Short problem. Copy the data exactly; pictures stay out of the copy.

---*---

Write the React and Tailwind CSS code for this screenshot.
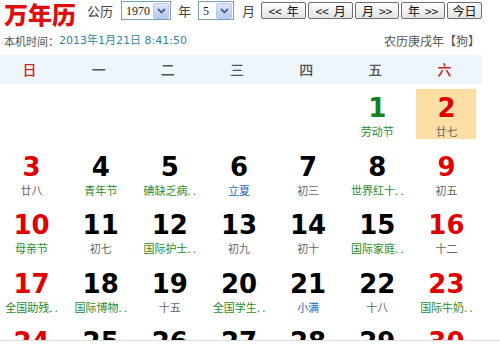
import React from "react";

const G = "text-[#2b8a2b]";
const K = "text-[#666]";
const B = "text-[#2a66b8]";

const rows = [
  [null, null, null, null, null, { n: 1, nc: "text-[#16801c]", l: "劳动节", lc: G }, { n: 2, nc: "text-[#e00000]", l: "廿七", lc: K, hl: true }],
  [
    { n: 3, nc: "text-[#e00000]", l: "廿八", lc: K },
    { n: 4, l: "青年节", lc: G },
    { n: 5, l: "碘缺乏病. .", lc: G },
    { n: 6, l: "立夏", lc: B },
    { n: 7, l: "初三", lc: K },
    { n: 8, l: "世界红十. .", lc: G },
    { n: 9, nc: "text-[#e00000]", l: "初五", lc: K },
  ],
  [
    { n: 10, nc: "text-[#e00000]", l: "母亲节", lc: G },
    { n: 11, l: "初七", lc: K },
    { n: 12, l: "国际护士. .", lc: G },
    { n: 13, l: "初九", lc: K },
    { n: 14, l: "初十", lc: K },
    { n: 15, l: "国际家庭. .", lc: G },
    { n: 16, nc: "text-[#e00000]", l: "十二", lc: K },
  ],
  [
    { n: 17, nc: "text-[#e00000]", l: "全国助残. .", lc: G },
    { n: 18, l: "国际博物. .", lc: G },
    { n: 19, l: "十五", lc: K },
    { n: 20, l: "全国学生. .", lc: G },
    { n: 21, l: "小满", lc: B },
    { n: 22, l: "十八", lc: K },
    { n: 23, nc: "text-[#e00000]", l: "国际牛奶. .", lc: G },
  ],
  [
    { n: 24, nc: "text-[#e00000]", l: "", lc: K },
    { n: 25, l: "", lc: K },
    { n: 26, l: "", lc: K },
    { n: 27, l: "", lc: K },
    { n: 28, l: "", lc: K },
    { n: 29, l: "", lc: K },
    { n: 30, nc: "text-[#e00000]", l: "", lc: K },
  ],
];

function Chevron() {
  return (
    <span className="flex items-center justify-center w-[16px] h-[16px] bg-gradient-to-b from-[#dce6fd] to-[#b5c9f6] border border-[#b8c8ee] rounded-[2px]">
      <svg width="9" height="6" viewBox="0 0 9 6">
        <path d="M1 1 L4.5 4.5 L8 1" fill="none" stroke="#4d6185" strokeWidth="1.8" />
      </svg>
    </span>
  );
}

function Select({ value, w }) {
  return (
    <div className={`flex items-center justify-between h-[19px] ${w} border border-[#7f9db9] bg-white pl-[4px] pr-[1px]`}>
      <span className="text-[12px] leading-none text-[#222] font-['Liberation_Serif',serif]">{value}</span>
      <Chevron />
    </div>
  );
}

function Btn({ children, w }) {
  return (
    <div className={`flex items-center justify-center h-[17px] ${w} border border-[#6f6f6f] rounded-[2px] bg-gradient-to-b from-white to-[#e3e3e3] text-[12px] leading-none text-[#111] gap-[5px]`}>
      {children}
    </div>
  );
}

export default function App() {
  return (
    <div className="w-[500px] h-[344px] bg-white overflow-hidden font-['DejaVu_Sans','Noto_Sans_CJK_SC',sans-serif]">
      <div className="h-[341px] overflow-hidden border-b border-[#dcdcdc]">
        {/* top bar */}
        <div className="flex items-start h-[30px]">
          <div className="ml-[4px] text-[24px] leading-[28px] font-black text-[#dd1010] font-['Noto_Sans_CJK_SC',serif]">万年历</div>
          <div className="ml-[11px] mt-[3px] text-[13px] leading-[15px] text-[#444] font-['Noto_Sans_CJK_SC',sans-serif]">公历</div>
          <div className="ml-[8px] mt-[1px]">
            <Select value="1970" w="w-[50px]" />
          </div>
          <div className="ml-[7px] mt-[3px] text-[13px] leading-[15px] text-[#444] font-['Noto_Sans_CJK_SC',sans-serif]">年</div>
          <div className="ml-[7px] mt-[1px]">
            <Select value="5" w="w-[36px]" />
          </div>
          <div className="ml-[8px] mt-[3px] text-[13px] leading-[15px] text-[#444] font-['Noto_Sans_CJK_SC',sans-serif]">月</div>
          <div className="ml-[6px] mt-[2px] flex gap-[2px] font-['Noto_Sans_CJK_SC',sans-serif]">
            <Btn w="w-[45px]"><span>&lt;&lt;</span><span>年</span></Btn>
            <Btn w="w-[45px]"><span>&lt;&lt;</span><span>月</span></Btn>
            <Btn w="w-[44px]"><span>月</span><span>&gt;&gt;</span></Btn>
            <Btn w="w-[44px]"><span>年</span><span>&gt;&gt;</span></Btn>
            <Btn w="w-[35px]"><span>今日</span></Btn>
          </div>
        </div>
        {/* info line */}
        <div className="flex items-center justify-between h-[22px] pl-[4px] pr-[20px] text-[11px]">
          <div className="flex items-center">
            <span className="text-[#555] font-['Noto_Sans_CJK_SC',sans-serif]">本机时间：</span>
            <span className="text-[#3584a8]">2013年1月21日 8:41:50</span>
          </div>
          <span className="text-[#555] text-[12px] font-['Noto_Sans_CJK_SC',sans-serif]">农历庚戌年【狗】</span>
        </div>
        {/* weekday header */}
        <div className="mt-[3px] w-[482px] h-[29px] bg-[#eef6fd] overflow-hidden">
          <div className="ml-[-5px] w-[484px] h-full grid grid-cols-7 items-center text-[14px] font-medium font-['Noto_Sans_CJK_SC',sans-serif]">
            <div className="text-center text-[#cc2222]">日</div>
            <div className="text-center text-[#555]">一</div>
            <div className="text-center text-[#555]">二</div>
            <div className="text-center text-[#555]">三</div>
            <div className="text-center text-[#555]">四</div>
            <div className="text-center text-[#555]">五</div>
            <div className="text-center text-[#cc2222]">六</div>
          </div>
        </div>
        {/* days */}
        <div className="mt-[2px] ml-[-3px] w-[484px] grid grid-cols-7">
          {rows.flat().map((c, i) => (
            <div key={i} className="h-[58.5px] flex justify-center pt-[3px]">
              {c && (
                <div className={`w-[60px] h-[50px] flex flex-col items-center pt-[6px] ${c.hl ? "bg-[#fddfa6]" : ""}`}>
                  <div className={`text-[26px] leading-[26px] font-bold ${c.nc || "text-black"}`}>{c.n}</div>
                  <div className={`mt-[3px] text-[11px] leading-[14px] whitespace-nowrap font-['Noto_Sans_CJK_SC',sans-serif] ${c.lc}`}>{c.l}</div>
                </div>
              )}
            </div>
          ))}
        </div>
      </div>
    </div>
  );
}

---*---

The completed task.
Write the React and Tailwind CSS code for this screenshot.
import React from "react";

const G = "text-[#2b8a2b]";
const K = "text-[#666]";
const B = "text-[#2a66b8]";

const rows = [
  [null, null, null, null, null, { n: 1, nc: "text-[#16801c]", l: "劳动节", lc: G }, { n: 2, nc: "text-[#e00000]", l: "廿七", lc: K, hl: true }],
  [
    { n: 3, nc: "text-[#e00000]", l: "廿八", lc: K },
    { n: 4, l: "青年节", lc: G },
    { n: 5, l: "碘缺乏病. .", lc: G },
    { n: 6, l: "立夏", lc: B },
    { n: 7, l: "初三", lc: K },
    { n: 8, l: "世界红十. .", lc: G },
    { n: 9, nc: "text-[#e00000]", l: "初五", lc: K },
  ],
  [
    { n: 10, nc: "text-[#e00000]", l: "母亲节", lc: G },
    { n: 11, l: "初七", lc: K },
    { n: 12, l: "国际护士. .", lc: G },
    { n: 13, l: "初九", lc: K },
    { n: 14, l: "初十", lc: K },
    { n: 15, l: "国际家庭. .", lc: G },
    { n: 16, nc: "text-[#e00000]", l: "十二", lc: K },
  ],
  [
    { n: 17, nc: "text-[#e00000]", l: "全国助残. .", lc: G },
    { n: 18, l: "国际博物. .", lc: G },
    { n: 19, l: "十五", lc: K },
    { n: 20, l: "全国学生. .", lc: G },
    { n: 21, l: "小满", lc: B },
    { n: 22, l: "十八", lc: K },
    { n: 23, nc: "text-[#e00000]", l: "国际牛奶. .", lc: G },
  ],
  [
    { n: 24, nc: "text-[#e00000]", l: "", lc: K },
    { n: 25, l: "", lc: K },
    { n: 26, l: "", lc: K },
    { n: 27, l: "", lc: K },
    { n: 28, l: "", lc: K },
    { n: 29, l: "", lc: K },
    { n: 30, nc: "text-[#e00000]", l: "", lc: K },
  ],
];

function Chevron() {
  return (
    <span className="flex items-center justify-center w-[16px] h-[16px] bg-gradient-to-b from-[#dce6fd] to-[#b5c9f6] border border-[#b8c8ee] rounded-[2px]">
      <svg width="9" height="6" viewBox="0 0 9 6">
        <path d="M1 1 L4.5 4.5 L8 1" fill="none" stroke="#4d6185" strokeWidth="1.8" />
      </svg>
    </span>
  );
}

function Select({ value, w }) {
  return (
    <div className={`flex items-center justify-between h-[19px] ${w} border border-[#7f9db9] bg-white pl-[4px] pr-[1px]`}>
      <span className="text-[12px] leading-none text-[#222] font-['Liberation_Serif',serif]">{value}</span>
      <Chevron />
    </div>
  );
}

function Btn({ children, w }) {
  return (
    <div className={`flex items-center justify-center h-[17px] ${w} border border-[#6f6f6f] rounded-[2px] bg-gradient-to-b from-white to-[#e3e3e3] text-[12px] leading-none text-[#111] gap-[5px]`}>
      {children}
    </div>
  );
}

export default function App() {
  return (
    <div className="w-[500px] h-[344px] bg-white overflow-hidden font-['DejaVu_Sans','Noto_Sans_CJK_SC',sans-serif]">
      <div className="h-[341px] overflow-hidden border-b border-[#dcdcdc]">
        {/* top bar */}
        <div className="flex items-start h-[30px]">
          <div className="ml-[4px] text-[24px] leading-[28px] font-black text-[#dd1010] font-['Noto_Sans_CJK_SC',serif]">万年历</div>
          <div className="ml-[11px] mt-[3px] text-[13px] leading-[15px] text-[#444] font-['Noto_Sans_CJK_SC',sans-serif]">公历</div>
          <div className="ml-[8px] mt-[1px]">
            <Select value="1970" w="w-[50px]" />
          </div>
          <div className="ml-[7px] mt-[3px] text-[13px] leading-[15px] text-[#444] font-['Noto_Sans_CJK_SC',sans-serif]">年</div>
          <div className="ml-[7px] mt-[1px]">
            <Select value="5" w="w-[36px]" />
          </div>
          <div className="ml-[8px] mt-[3px] text-[13px] leading-[15px] text-[#444] font-['Noto_Sans_CJK_SC',sans-serif]">月</div>
          <div className="ml-[6px] mt-[2px] flex gap-[2px] font-['Noto_Sans_CJK_SC',sans-serif]">
            <Btn w="w-[45px]"><span>&lt;&lt;</span><span>年</span></Btn>
            <Btn w="w-[45px]"><span>&lt;&lt;</span><span>月</span></Btn>
            <Btn w="w-[44px]"><span>月</span><span>&gt;&gt;</span></Btn>
            <Btn w="w-[44px]"><span>年</span><span>&gt;&gt;</span></Btn>
            <Btn w="w-[35px]"><span>今日</span></Btn>
          </div>
        </div>
        {/* info line */}
        <div className="flex items-center justify-between h-[22px] pl-[4px] pr-[20px] text-[11px]">
          <div className="flex items-center">
            <span className="text-[#555] font-['Noto_Sans_CJK_SC',sans-serif]">本机时间：</span>
            <span className="text-[#3584a8]">2013年1月21日 8:41:50</span>
          </div>
          <span className="text-[#555] text-[12px] font-['Noto_Sans_CJK_SC',sans-serif]">农历庚戌年【狗】</span>
        </div>
        {/* weekday header */}
        <div className="mt-[3px] w-[482px] h-[29px] bg-[#eef6fd] overflow-hidden">
          <div className="ml-[-5px] w-[484px] h-full grid grid-cols-7 items-center text-[14px] font-medium font-['Noto_Sans_CJK_SC',sans-serif]">
            <div className="text-center text-[#cc2222]">日</div>
            <div className="text-center text-[#555]">一</div>
            <div className="text-center text-[#555]">二</div>
            <div className="text-center text-[#555]">三</div>
            <div className="text-center text-[#555]">四</div>
            <div className="text-center text-[#555]">五</div>
            <div className="text-center text-[#cc2222]">六</div>
          </div>
        </div>
        {/* days */}
        <div className="mt-[2px] ml-[-3px] w-[484px] grid grid-cols-7">
          {rows.flat().map((c, i) => (
            <div key={i} className="h-[58.5px] flex justify-center pt-[3px]">
              {c && (
                <div className={`w-[60px] h-[50px] flex flex-col items-center pt-[6px] ${c.hl ? "bg-[#fddfa6]" : ""}`}>
                  <div className={`text-[26px] leading-[26px] font-bold ${c.nc || "text-black"}`}>{c.n}</div>
                  <div className={`mt-[3px] text-[11px] leading-[14px] whitespace-nowrap font-['Noto_Sans_CJK_SC',sans-serif] ${c.lc}`}>{c.l}</div>
                </div>
              )}
            </div>
          ))}
        </div>
      </div>
    </div>
  );
}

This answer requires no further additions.